Araxá
- Full name: Araxá Esporte Clube
- Nickname(s): Ganso (Goose)
- Founded: 16 November 1958; 66 years ago
- Ground: Fausto Alvim, Araxá, Minas Gerais, Brazil
- Capacity: 5,500
- President: Dailsom Lettieri
- Head coach: Flávio Lopes
- 2021: Mineiro 2ª Divisão, 7th
| Home colours | Away colours | Third colours |

= Araxá Esporte Clube =

Association football club in Brazil

Araxá Esporte Clube, commonly referred to as Araxá, is a currently inactive Brazilian football club based in Araxá, Minas Gerais. It last played in the Campeonato Mineiro Segunda Divisão, the third tier of the Minas Gerais state football league.

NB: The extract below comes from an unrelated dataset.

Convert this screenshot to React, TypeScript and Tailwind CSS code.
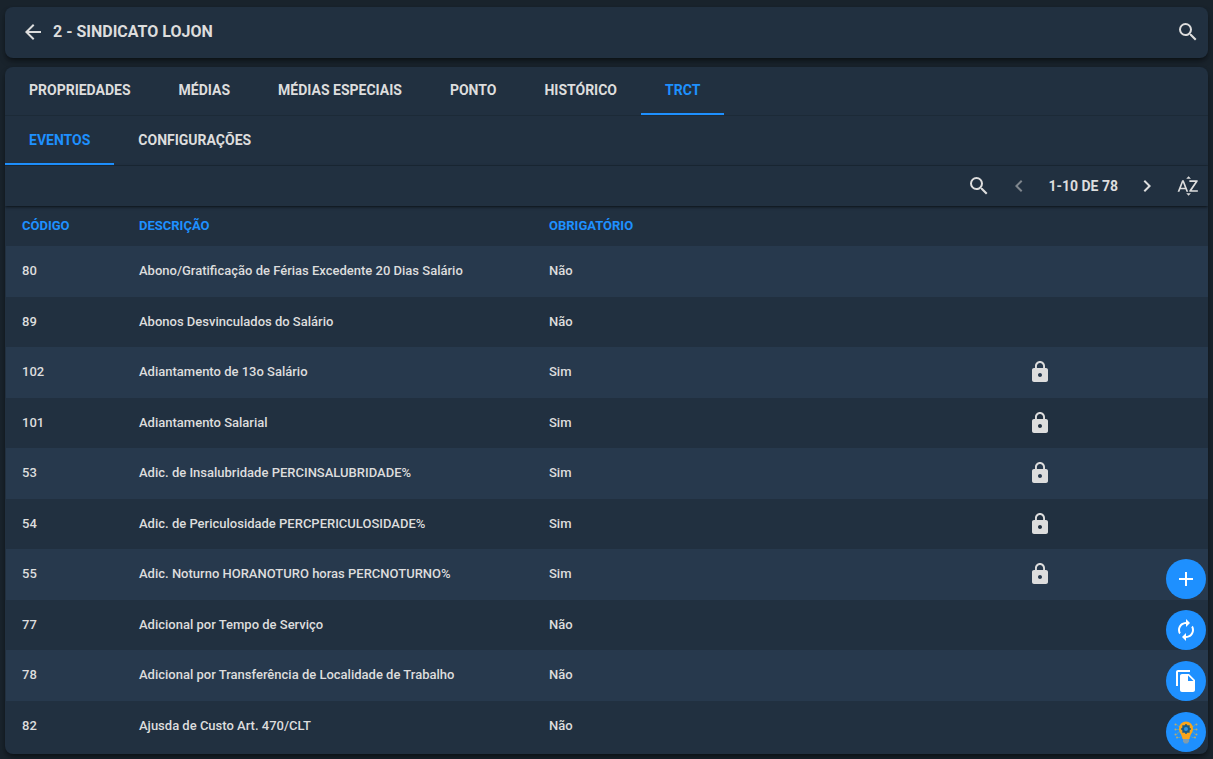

Founded in 1958, the club played only once at the nacional level, finishing the 2013 Campeonato Brasileiro Série D in the 38th position.

==History==
The club was founded on 20 September 1958. Araxá won the Campeonato Mineiro Módulo II in 1966, 1978, 1990 and in 2012, and the Campeonato Mineiro Segunda Divisão in 2007 and in 2011.

==Honours==
===State===
- Campeonato Mineiro Módulo II
  - Winners (4): 1966, 1978, 1990, 2012
- Campeonato Mineiro Segunda Divisão
  - Winners (2): 2007, 2011

===City===
- Campeonato Amador de Araxá
  - Winners (2): 1959, 1962

==Stadium==
Araxá Esporte Clube play their home games at Estádio Municipal Fausto Alvim. The stadium has a maximum capacity of 4,500 people.